I’ve been a member of the GDC since I was at design school back in the 90’s, back when it was called the Society of Graphic Designers of Canada (back when there were such things Societies, Leagues, and Guilds). For over a decade I also served on the chapter executive, including four years as President.
Over the years I’ve worked for companies who have seen the value of a GDC membership for their design staff, so I haven’t always had to pay dues out of my pocket. However, those years I did, I did so willingly. That’s because my GDC membership has been an invaluable benefit to me, both personally and professionally.
Founded in Toronto in the late 50’s, the GDC is a member-based organization of professional graphic designers (and design-related fields) with hundreds of members in 9 chapters across Canada1.
The GDC is a promoter and advocate for the field of graphic design and works to provide professional development opportunities to its members through publications, various local and national speaker events, workshops, and awards competitions and so on.
The GDC pushes for higher standards of graphic design and professional conduct. Only the GDC confers its “Certified Graphic Designer (CGD)” designation to designers who have met requisite training, experience, a standard of work, and who adhere to the GDC’s code of ethics and sustainability principles.
CGD certification is a valuable service to companies looking to hire a good designer because a CGD designation means much of the vetting is already done. It’s what distinguishes actual graphic designers from people who, by simply purchasing design software, call themselves a “graphic designer.” Looking for a good graphic designer? Look for the CDG certification!
In addition to the valuable professional development and career promoting advantages, the biggest benefit of a GDC membership is the excellent networking opportunities and connections it offers to a larger design community.
While I was at design school in Edmonton, the paltry student GDC membership fee got me informative and inspirational resources, kept me connected to local design-related events, and put me in touch with the professional graphic design community back in Saskatchewan. Thanks to that connection, I landed my first paying design job in Regina (something for which I will always be enormously grateful and has motivated my commitment to “give back” to the GDC).
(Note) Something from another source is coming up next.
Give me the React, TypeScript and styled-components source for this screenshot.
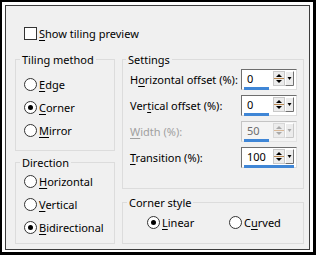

While I worked in Regina, my membership gave me access to conferences, luncheons and trade shows, including driving down the Trans-Canada highway with our company design staff to attend a couple of Blue Sky conferences in Winnipeg.
When I moved back to my (adopted) hometown of Saskatoon, my GDC commitment increased significantly when – somewhat by accident– I became chapter President.
Volunteering with the local chapter put me in much closer touch with all sorts of designers in Saskatoon, the recent grads and the old-timers, the optimistic and the jaded, the super-talented and those getting by on hard work, grit and tenacity. I was able to ask questions, share experiences and commiserate over more than one beer.
As chapter president, I was also a member of the GDC’s National Council and got to attend national AGM’s in lovely Canadian cities like Victoria and Ottawa where I developed camaraderie & collaboration with other GDC representatives from across Canada. I keep in touch with many of those fine folks to this day.
When I represented the local GDC chapter on Design Council of Saskatchewan planning Design Week, it put me in touch with designers working related accredited design fields like architecture, engineering, and urban planning. Not only did this lead to a greater appreciation and understanding of those professions and their work, but it also made me realize how much I share with these other designers regarding design thinking, process, values as well as similar concerns for our professions.
My involvement with the GDC has given me exposure and opportunity to develop new, career-enhancing skills I wouldn’t have gained otherwise. For instance, I had to speak in public, chair meetings, do a ton of writing, take on a few side projects, and even teach myself a bit of rudimentary HTML. I had to learn how to budget my time (and energy) as I juggled GDC commitments with a busy professional career.
In conclusion, if you are a graphic designer, either new to the field or an old-timer, or if you’re thinking of becoming one, what are you waiting for? A GDC membership can help you develop professionally no matter where you are at in your career.
Better yet, become a member and get involved by volunteering for your local chapter. Not only can you contribute and give back to the design community, but you also learn a tremendous amount, develop new skills and build great contacts with creative leaders in your local community and beyond.
Graphic design is a demanding profession, and my volunteer time with GDC hasn’t always fit neatly into my routine. I’ve used vacation time to work on GDC stuff; I’ve lost sleep and maybe even sacrificed quality on some of my professional projects during those busy GDC times. But I gained much more. As with many other things in life, the more you put into it, the more you get back.